Wynne among Canada’s worst fiscal managers

Fraser Institute performance analysis ranks former NL premier Dunderdale best.

VANCOUVER— Ontario’s Kathleen Wynne ranks as one of the worst Canadian premiers at managing provincial government finances while Saskatchewan’s Brad Wall ranks as one of the best, according to an analysis by the Fraser Institute.

Measuring the Fiscal Performance of Canada’s Premiers, 2015 examines the records of 10 Canadian premiers (five current and five former) relative to each other during their time in office up to the 2013/14 fiscal year.

Of the current premiers included in the policy think tank’s analysis and expected to table budgets this spring, Wall ranks first, while Wynne — the premier of Canada’s largest province — finishes last.

The study assigns each premier an overall score (out of 100) and rank (out of 10) based on their relative performance on three core components of fiscal policy: government spending, taxes, and deficits and debt. Premiers who managed spending more prudently, balanced their books and paid down debt, and reduced or maintained key tax rates – relative to their counterparts – ranked higher.

Wynne scored 39.5, placing sixth on government spending, fifth on taxes and last on the deficits and debt component, running the largest average deficit of all the premiers at 1.5% of GDP.

At the top of the rankings are Kathy Dunderdale, former Newfoundland and Labrador premier (84.6), Wall (71.5) and Christy Clark, premier of BC (64.8).

Charles Lammam, Fraser Institute associate director of tax and fiscal policy and study co-author said there’s room for improvement among the top performers.

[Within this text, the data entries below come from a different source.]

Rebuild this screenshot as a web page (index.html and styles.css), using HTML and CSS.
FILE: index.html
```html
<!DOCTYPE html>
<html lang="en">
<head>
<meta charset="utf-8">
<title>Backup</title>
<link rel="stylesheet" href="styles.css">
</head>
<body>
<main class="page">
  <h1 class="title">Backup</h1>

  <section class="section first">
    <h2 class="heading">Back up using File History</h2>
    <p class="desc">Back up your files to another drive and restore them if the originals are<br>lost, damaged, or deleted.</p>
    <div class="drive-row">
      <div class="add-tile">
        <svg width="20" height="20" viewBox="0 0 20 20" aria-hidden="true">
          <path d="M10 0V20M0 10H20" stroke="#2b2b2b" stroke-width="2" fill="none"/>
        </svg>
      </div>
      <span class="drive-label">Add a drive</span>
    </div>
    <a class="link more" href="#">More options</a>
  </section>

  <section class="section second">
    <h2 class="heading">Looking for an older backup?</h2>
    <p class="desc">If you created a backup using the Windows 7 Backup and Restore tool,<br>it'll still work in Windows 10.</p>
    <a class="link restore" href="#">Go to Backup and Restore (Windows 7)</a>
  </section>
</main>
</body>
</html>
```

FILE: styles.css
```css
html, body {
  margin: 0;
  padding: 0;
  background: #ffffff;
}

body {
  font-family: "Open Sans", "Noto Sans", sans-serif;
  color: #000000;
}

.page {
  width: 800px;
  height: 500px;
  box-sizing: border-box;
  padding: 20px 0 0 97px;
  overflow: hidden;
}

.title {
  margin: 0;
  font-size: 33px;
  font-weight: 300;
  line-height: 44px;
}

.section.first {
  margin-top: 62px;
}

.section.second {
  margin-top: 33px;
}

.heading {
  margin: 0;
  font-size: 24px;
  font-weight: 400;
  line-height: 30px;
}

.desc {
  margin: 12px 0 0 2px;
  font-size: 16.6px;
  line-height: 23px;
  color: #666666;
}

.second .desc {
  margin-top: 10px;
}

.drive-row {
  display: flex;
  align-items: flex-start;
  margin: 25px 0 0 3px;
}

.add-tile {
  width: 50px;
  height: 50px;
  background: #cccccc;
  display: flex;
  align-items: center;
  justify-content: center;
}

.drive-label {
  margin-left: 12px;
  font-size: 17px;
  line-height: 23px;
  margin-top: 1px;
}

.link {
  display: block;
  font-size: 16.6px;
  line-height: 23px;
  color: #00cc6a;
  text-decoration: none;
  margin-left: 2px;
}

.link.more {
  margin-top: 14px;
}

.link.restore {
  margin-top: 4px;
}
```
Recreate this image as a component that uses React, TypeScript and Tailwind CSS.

“In Saskatchewan, for example, annual government spending increases were largest, greatly outpacing average inflation and population growth. In B.C., the province’s tax competitiveness has taken a hit with recent tax rate hikes on both corporate and personal income,” he said.

And several premiers who took office after 2013/14 are contending with the weak fiscal records of their predecessors. He noted Alison Redford, former Alberta premier, ranks sixth with “particularly poor performance” on the government spending and deficits and debt components, while Pauline Marois, former premier of Quebec, ranks seventh.

Here are the overall rankings:

1) Kathy Dunderdale, former premier, NL (84.6)

2) Brad Wall, Sask. (71.5)

3) Christy Clark, BC (64.8)

4) Greg Selinger, Man. (49.9)

5) David Alward, former premier, NB (46.0)

6) Alison Redford, former premier, Alta. (45.9)

7) Pauline Marois, former premier, Que. (40.8)

8) Kathleen Wynne, Ont. (39.5)

9) Darrell Dexter, former premier, NS (36.9)

10) Robert Ghiz, PEI, stepping down in February (33.2)

3 Comments » for Wynne among Canada’s worst fiscal managers
  1. Doug Geddes says:

    It’s no surprise that she is an incompetent money manager. What was a surprise is how stupid the people of Ontario were to elect the crooks. They wasted billings on gas plants and the MARS building. Every penny of that should have come from the Liberal party, not the people of Ontario. She is probably the worst money manager in Canadian history.

  2. Brenda Lukovnjak says:

    Why are we not surprised? Not only does she not have the capability of managing money she can’t tell the truth about anything, every time she speaks she lies I guess she was brought up that way or she was well trained by her former boss remember McGuinty the guy who left but should be in Jail along with Wynne to mention a few Amazing how she has some timers when it is convenient for her. I think she needs to see a money manager councillor maybe that Woman from till debt do us part.

  3. Clarence French says:

    Well said Doug & Brenda
    I was astounded when the people here voted the Liberals back into power in the last election. I was even more astounded when it turned out to be a majority government!!
    Unfortunately, all of Ontario’s poorest citizens will suffer when Wynne passes her Ontario Pension Plan.
    Thanks to the McGuinty\Wynne Liberals Ontario’s finances are in a mess.